Optimal approaches combine both internal and external development. Internal programmes align with organisational strategy, culture, and specific capability gaps whilst building shared leadership language and organisational coherence. External programmes provide fresh perspectives, challenge assumptions, expose leaders to different approaches, and build external networks. Large organisations often develop robust internal leadership programmes whilst sending high-potential leaders to selective external programmes for broader exposure. Smaller organisations rely more on external providers but should ensure training connects to organisational context through pre-programme briefing, application assignments, and post-training support. Neither approach alone sufficient; combination delivers comprehensive development.

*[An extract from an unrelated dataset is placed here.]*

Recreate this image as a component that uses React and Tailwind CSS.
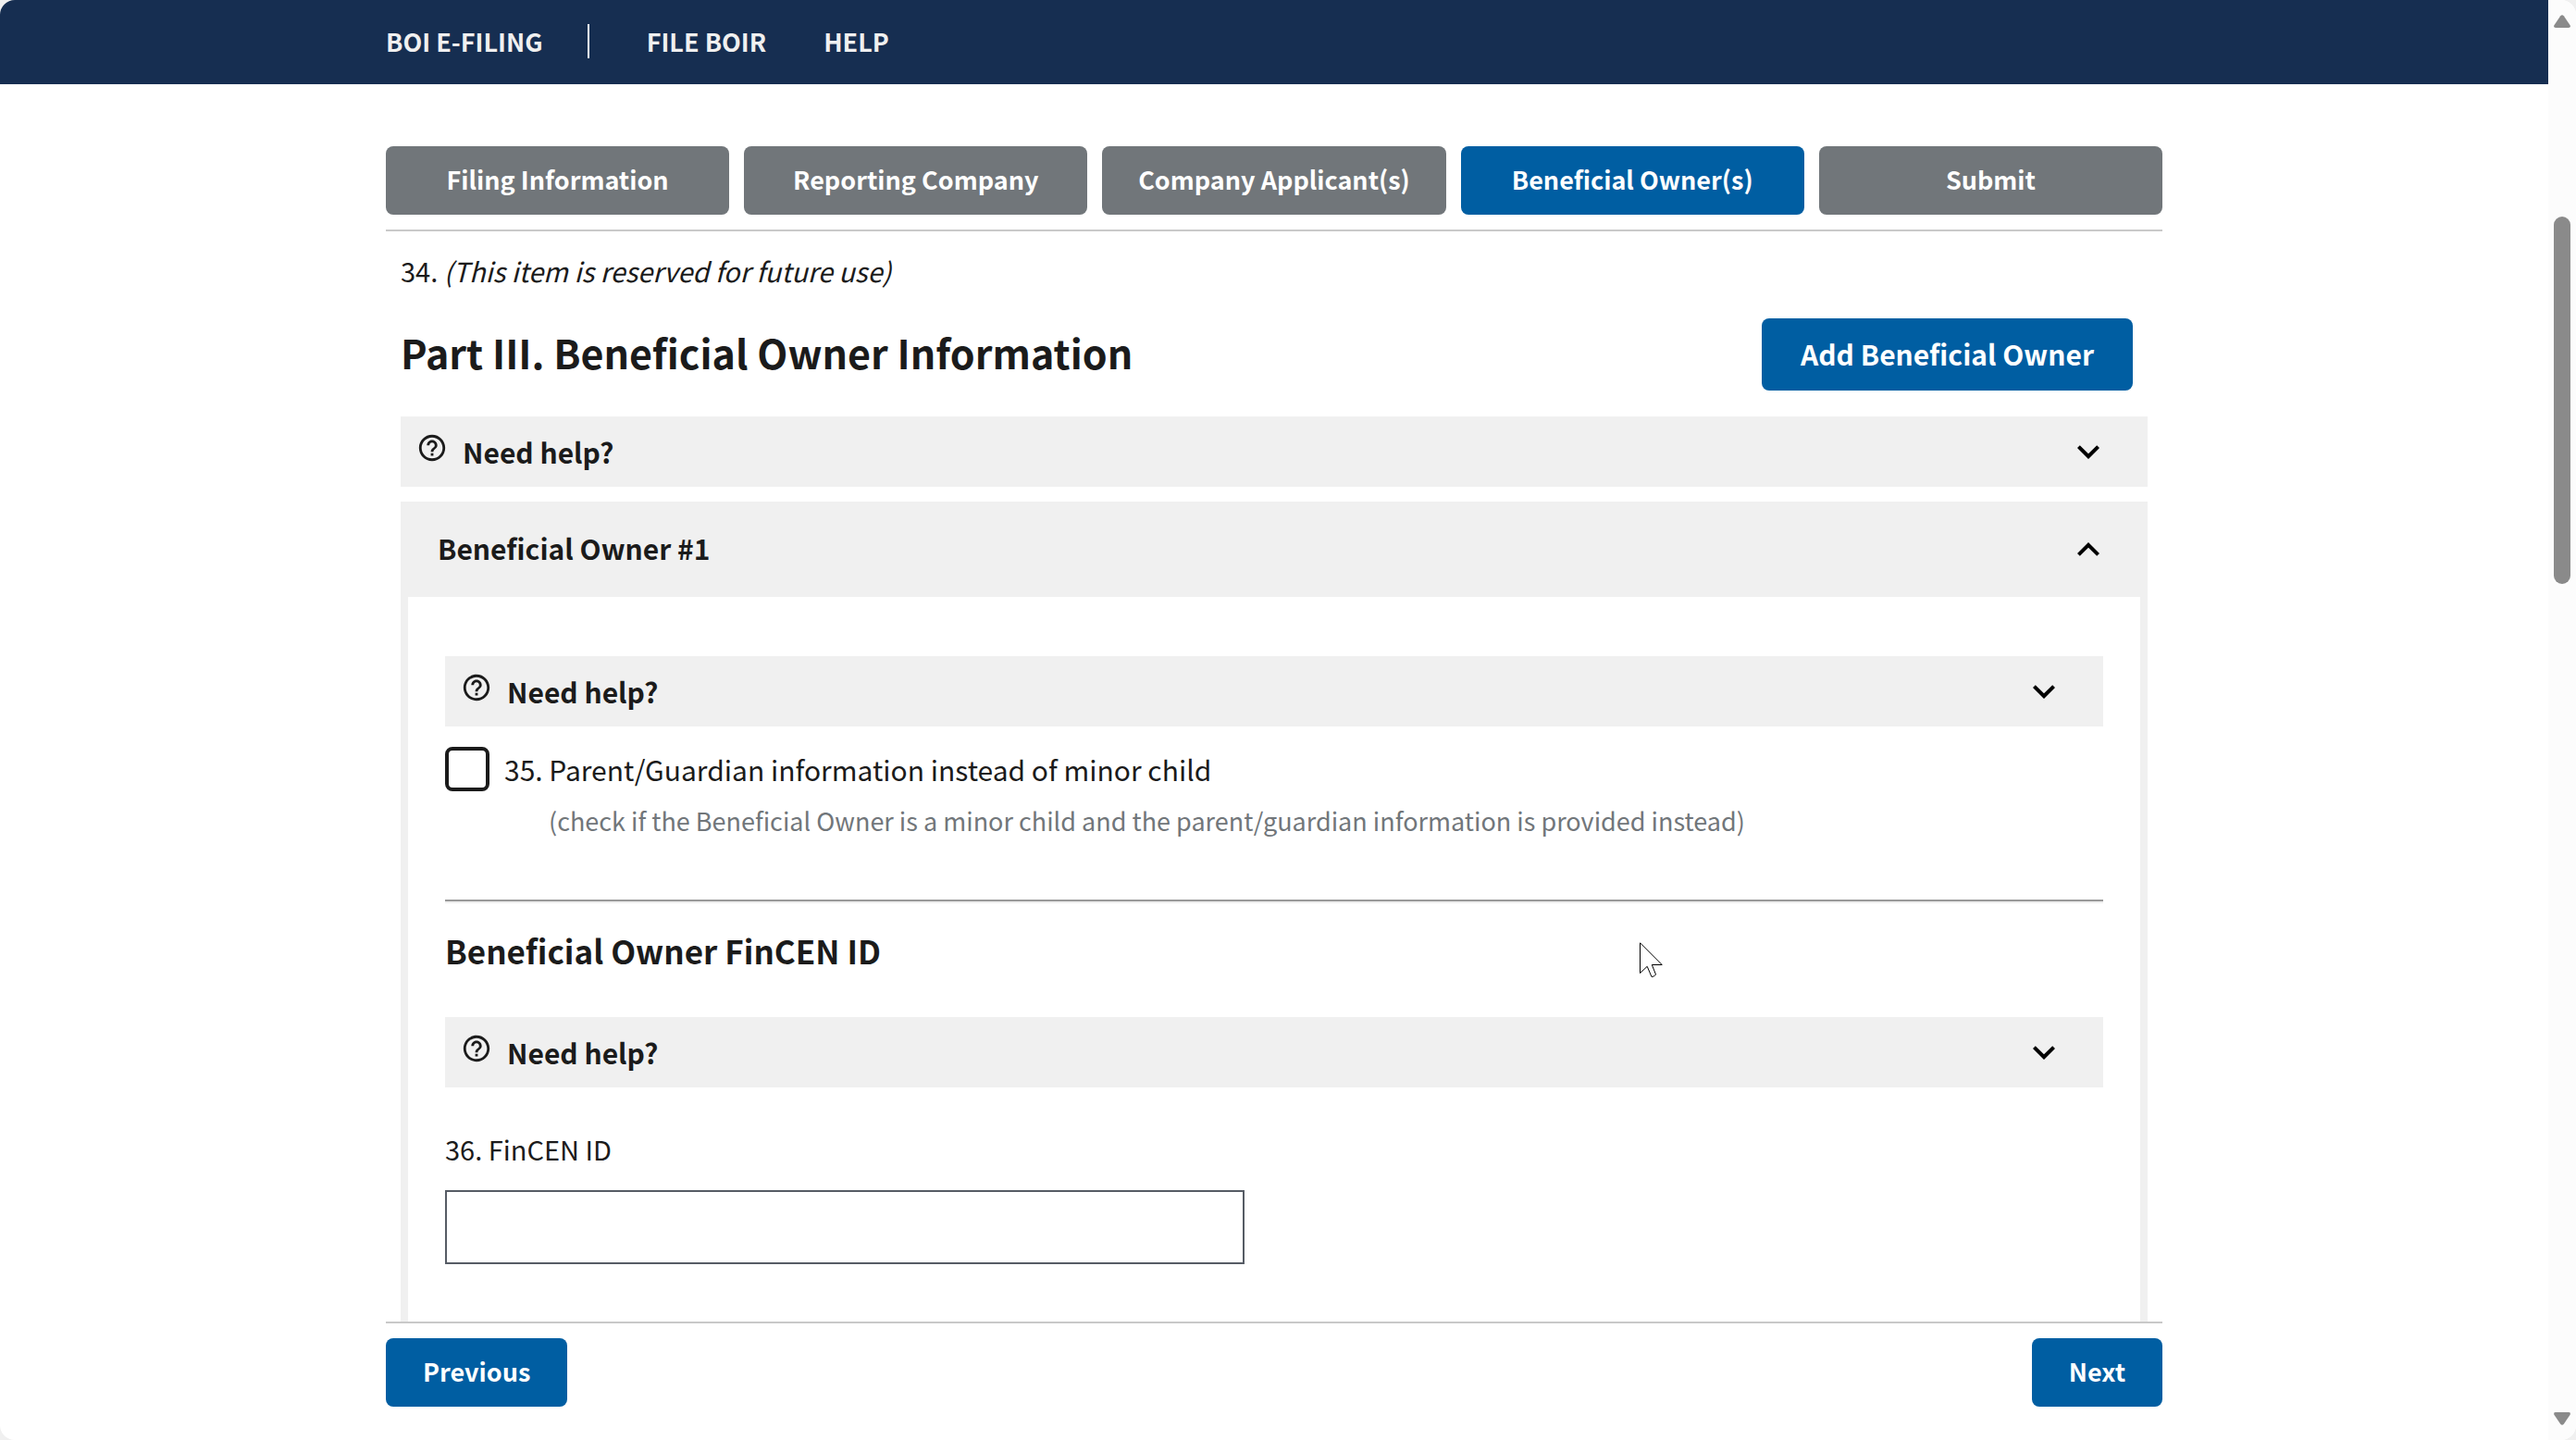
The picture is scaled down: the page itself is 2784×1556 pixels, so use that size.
import React, { useState } from 'react';
import { MdHelpOutline, MdExpandMore, MdExpandLess } from 'react-icons/md';

const steps = [
    'Filing Information',
    'Reporting Company',
    'Company Applicant(s)',
    'Beneficial Owner(s)',
    'Submit',
];

const NeedHelp = () => (
    <button type="button" className="flex h-[76px] w-full items-center gap-4 bg-[#f0f0f0] pl-[17px] pr-10 text-left">
        <MdHelpOutline className="mb-2 size-[34px] shrink-0" />
        <span className="flex-1 text-[30px] font-bold leading-10">Need help?</span>
        <MdExpandMore className="size-12 shrink-0 text-black" />
    </button>
);

const Header = () => (
    <header className="shrink-0 bg-[#162e51]">
        <nav className="mx-auto flex w-full max-w-[1920px] items-center pb-7 pt-[26px] text-[27px] font-bold leading-9 text-[#f0f0f0]">
            <a href="#home">BOI E-FILING</a>
            <span className="ml-12 h-[37px] w-0.5 bg-white" />
            <a href="#file" className="ml-[62px]">FILE BOIR</a>
            <a href="#help" className="ml-[62px]">HELP</a>
        </nav>
    </header>
);

const Scrollbar = () => (
    <div className="flex w-[30px] shrink-0 flex-col items-center bg-[#fcfcfc] py-4" aria-hidden="true">
        <svg className="h-3.5 w-[18px]" viewBox="0 0 18 14" fill="#8a8a8a">
            <path d="M7.2 1.2Q9-.9 10.8 1.2L17.6 11.2Q18.6 14 16 14H2Q-.6 14 .4 11.2Z" />
        </svg>
        <div className="mt-[204px] h-[397px] w-[18px] rounded-full bg-[#8a8a8a]" />
        <svg className="mt-auto h-3.5 w-[18px]" viewBox="0 0 18 14" fill="#8a8a8a">
            <path d="M7.2 12.8Q9 14.9 10.8 12.8L17.6 2.8Q18.6 0 16 0H2Q-.6 0 .4 2.8Z" />
        </svg>
    </div>
);

const App = () => {
    const [step, setStep] = useState(3);
    const [isMinor, setIsMinor] = useState(false);
    const [fincenId, setFincenId] = useState('');

    return (
        <div className="h-screen bg-[#f0f0f0]">
            <div className='relative flex h-full overflow-hidden rounded-2xl bg-white font-["Noto_Sans_CJK_JP",sans-serif] text-[#1b1b1b]'>
                <div className="flex min-w-0 flex-1 flex-col">
                    <Header />

                    <div className="mx-auto flex min-h-0 w-full max-w-[1920px] flex-1 flex-col">
                        <div className="mt-[67px] grid shrink-0 grid-cols-5 gap-4 border-b-2 border-[#c9c9c9] pb-4">
                            {steps.map((name, index) => (
                                <button
                                    key={name}
                                    type="button"
                                    onClick={() => setStep(index)}
                                    className={`h-[74px] rounded-lg pb-0.5 text-[27px] font-bold leading-9 text-white ${
                                        step === index ? 'bg-[#005ea2]' : 'bg-[#71767a]'
                                    }`}
                                >
                                    {name}
                                </button>
                            ))}
                        </div>

                        <main className="flex min-h-0 flex-1 flex-col overflow-hidden px-4">
                            <p className="mt-[22px] text-[29px] leading-10">
                                34. <em>(This item is reserved for future use)</em>
                            </p>
                            <div className="mt-8 flex shrink-0 items-center justify-between pr-4">
                                <h1 className="pb-1.5 text-[43px] font-bold leading-[60px]">Part III. Beneficial Owner Information</h1>
                                <button type="button" className="h-[78px] rounded-lg bg-[#005ea2] px-[42px] pb-0.5 text-[30px] font-bold leading-10 text-white">
                                    Add Beneficial Owner
                                </button>
                            </div>

                            <div className="mt-7 shrink-0">
                                <NeedHelp />
                            </div>

                            <section className="mt-4 flex flex-1 flex-col">
                                <button type="button" className="flex h-[103px] shrink-0 items-center justify-between bg-[#f0f0f0] px-10">
                                    <span className="pb-1 text-[30px] font-bold leading-10">Beneficial Owner #1</span>
                                    <MdExpandLess className="size-12 text-black" />
                                </button>
                                <div className="flex-1 border-x-8 border-[#f0f0f0] px-10 pt-16">
                                    <NeedHelp />

                                    <div className="mt-[22px] flex items-center gap-4">
                                        <input
                                            id="minor"
                                            type="checkbox"
                                            checked={isMinor}
                                            onChange={(e) => setIsMinor(e.target.checked)}
                                            className="size-12 shrink-0 appearance-none rounded-lg border-4 border-[#1b1b1b] bg-white checked:bg-[#005ea2]"
                                        />
                                        <label htmlFor="minor" className="text-[30px] leading-10">
                                            35. Parent/Guardian information instead of minor child
                                        </label>
                                    </div>
                                    <p className="mt-3 pl-28 text-[27px] leading-10 text-[#71767a]">
                                        (check if the Beneficial Owner is a minor child and the parent/guardian information is provided instead)
                                    </p>

                                    <hr className="mt-[65px] border-b-2 border-t-2 border-b-[#eeeeee] border-t-[#9a9a9a]" />

                                    <h2 className="mt-[27px] text-[35px] font-bold leading-[48px]">Beneficial Owner FinCEN ID</h2>
                                    <div className="mt-12">
                                        <NeedHelp />
                                    </div>

                                    <label htmlFor="fincen" className="mt-[46px] block text-[29px] leading-10">36. FinCEN ID</label>
                                    <input
                                        id="fincen"
                                        type="text"
                                        value={fincenId}
                                        onChange={(e) => setFincenId(e.target.value)}
                                        className="mt-[25px] block h-20 w-full max-w-[864px] border-2 border-[#565c65] px-4 text-[29px]"
                                    />
                                </div>
                            </section>
                        </main>

                        <footer className="flex shrink-0 justify-between border-t-2 border-[#c9c9c9] pb-9 pt-4">
                            <button type="button" className="h-[74px] rounded-lg bg-[#005ea2] px-10 pb-0.5 text-[27px] font-bold leading-9 text-white">
                                Previous
                            </button>
                            <button type="button" className="h-[74px] rounded-lg bg-[#005ea2] px-10 pb-0.5 text-[27px] font-bold leading-9 text-white">
                                Next
                            </button>
                        </footer>
                    </div>
                </div>

                <Scrollbar />

                {/* mouse pointer */}
                <svg className="pointer-events-none absolute left-[1772px] top-[1018px] h-[39px] w-[26px]" viewBox="0 0 26 39" fill="white" stroke="black" strokeWidth="1">
                    <path d="M.5.8V33.5L8.2 26.3L13 37.5Q16 37.5 17.5 35L13.3 24.5H24.2Z" />
                </svg>
            </div>
        </div>
    );
};

export default App;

Leadership development ROI manifests through improved decision quality, enhanced team performance, increased employee engagement and retention, better change management, and strengthened succession pipelines—outcomes materialising over months and years rather than immediately. Quantifying precise ROI proves challenging given multiple variables influencing these outcomes beyond training alone. Realistic expectations recognise that leadership development represents long-term capability investment rather than short-term performance intervention. Organisations should track participant career progression, team performance changes, and leadership bench strength rather than expecting immediate revenue impacts. Training combined with application opportunity, supportive culture, and ongoing development delivers substantial returns; training alone with minimal application support wastes investment regardless of programme quality.